I’ve found that my occupation has a direct correspondence to the amount of new, date-able women I meet in my day to day routine activities. It turns out that certain occupations don’t offer an abundance of opportunities in that aspect.
In all levels of school there are routine interactions with other students. As I grew older and specialized more, I noticed that the amount of interaction stayed relatively consistent but that the diversity narrowed. In middle and high school, I was meeting and interacting with all types of people. In my later years of college, it was mostly restrained to these guys. Obviously not the most diverse bunch. Don’t get me wrong… There is absolutely nothing wrong with being a computer nerd. It just means that I’m not interested in dating you. I tend to think that opposites attract anyways.
You might guess that when I got a full time job with said computer nerds that my interaction diversity didn’t magically increase. You guessed right!
So I have a void space to fill. Most of my routine interactions are stagnant and there is no change in sight. I’m good at what I do… Can you justify changing your occupation just to meet others? Education doesn’t bring me the fulfillment that problem solving does, even if that means being routinely available to the wealth of date-able women.
Occupying the Void
As many reading this post, I grew up in a new age of instant gratification. It is my only reality. My occupation even reinforces it.
The problem that I face in occupying the void is that I’ve never had to try to date. It just happened as a result of my routines. When my routines don’t lend themselves to dating opportunities, then I don’t date – it’s that simple. I enjoy being single but there are certainly times that I miss having a relationship. Eventually I decided to rely on my favorite instant gratification machine, the internet.

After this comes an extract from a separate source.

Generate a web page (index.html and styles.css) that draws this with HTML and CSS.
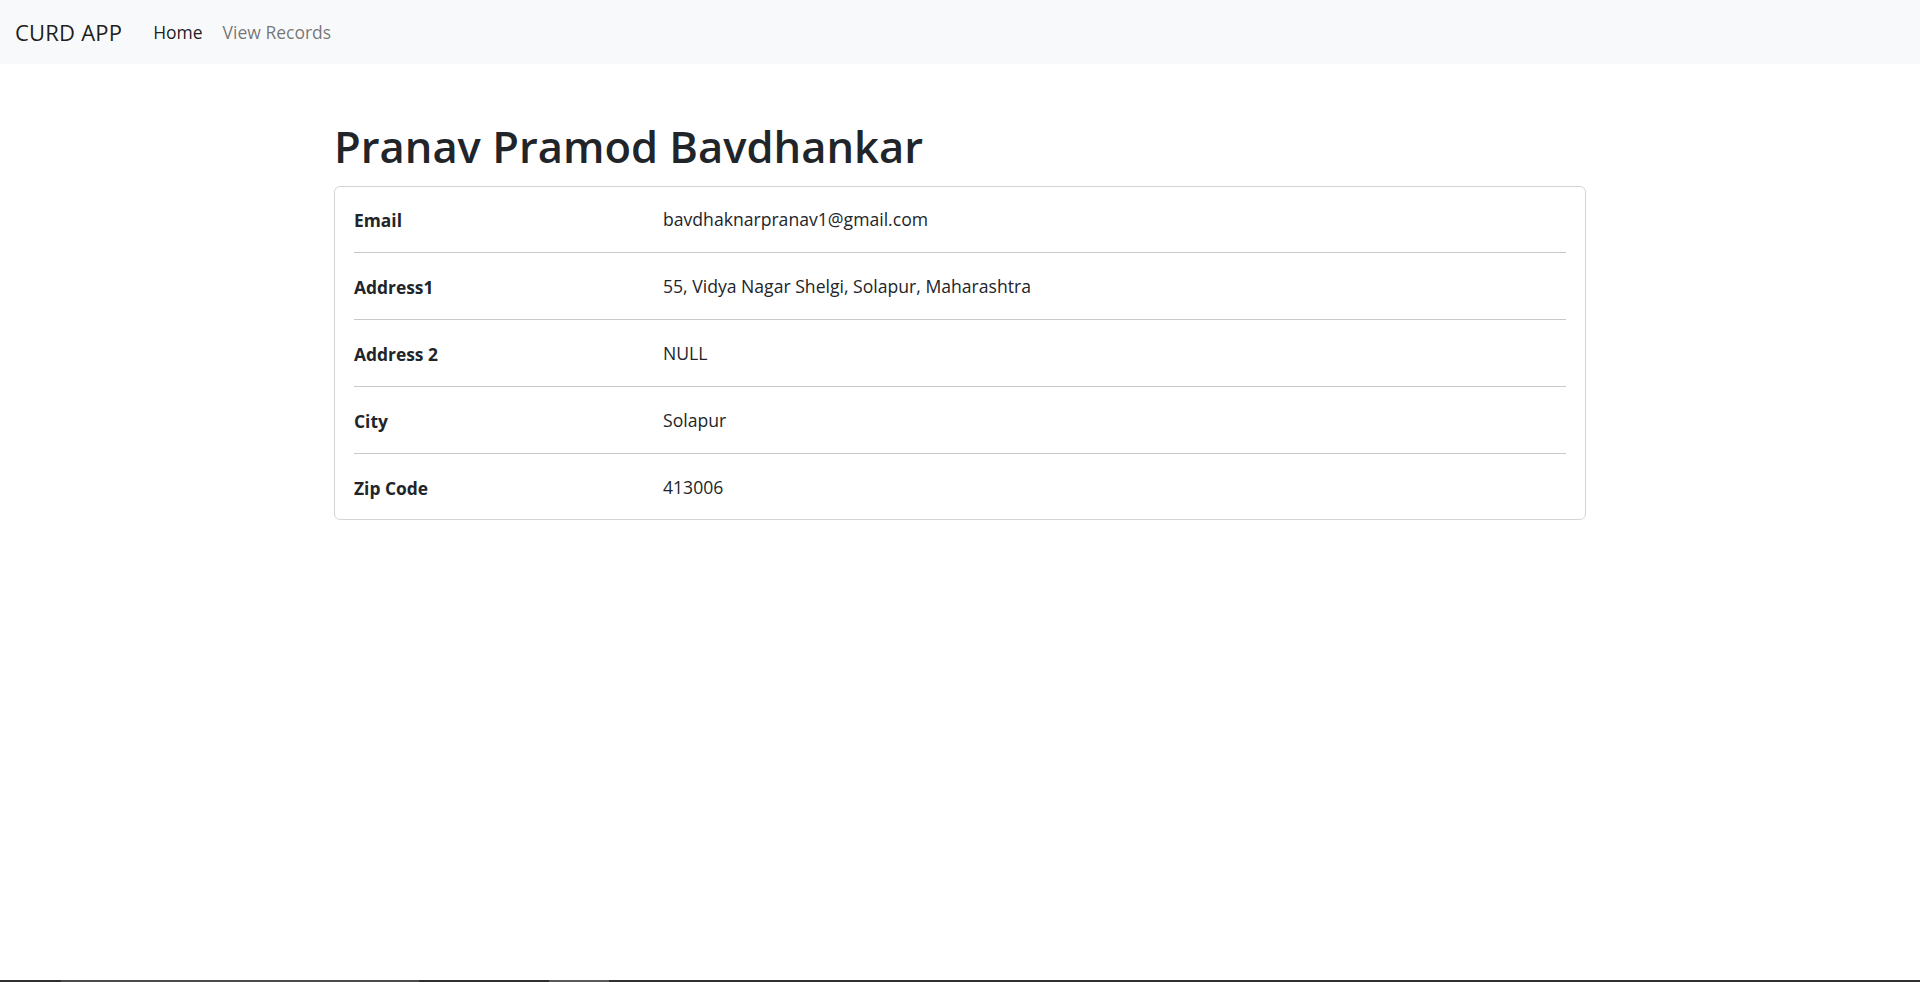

When I was younger, I remember thinking that online dating was stupid. I thought I could never be so desperate to stoop to that level. When I first signed up for an online dating site I told myself I was just browsing. The second time I actually wanted to meet aforementioned date-able women.
It was a slow revelation… I wasn’t so desperate to date that I needed online dating. It was just a convenient option that allowed me to short-circuit a lengthy process that was no longer part of my routine: interacting with a diverse set of people.
Some people act uncharacteristically brave when they are behind a keyboard and the cloak of anonymity. I would usually classify myself outside of that group of people. But online dating is a different beast altogether. It allowed me to expose my identity while anonymously judging others.
Even though online dating helped to add some diversity that was missing from my routine, it only did so at a superficial level. I wasn’t actually meeting the women. All I could instantly do was read and see their version of themselves. Somehow that was enough to make a judgement and decide that a women was not date-able. Regardless of how hard I tried, I could not shake the habit of instant gratification.
In real life I reserve judgement of a person. But online dating allowed me to judge someone before even giving them a real chance.
Sometimes I think instant gratification has changed us for the worse. But then I watch TV, play video games, order delivered food, pay bills, and read news while sitting in one place. Clearly instant gratification is only going to advance.
The takeaway here is that you can’t take shortcuts in your relationships – starting or sustaining. The gratification of a relationship comes in the form of a journey. In my opinion, online dating can only help with that if you go into it with the right mindset. Maybe one day I’ll understand that mindset. In the meantime, I’ll continue my old method of not trying :).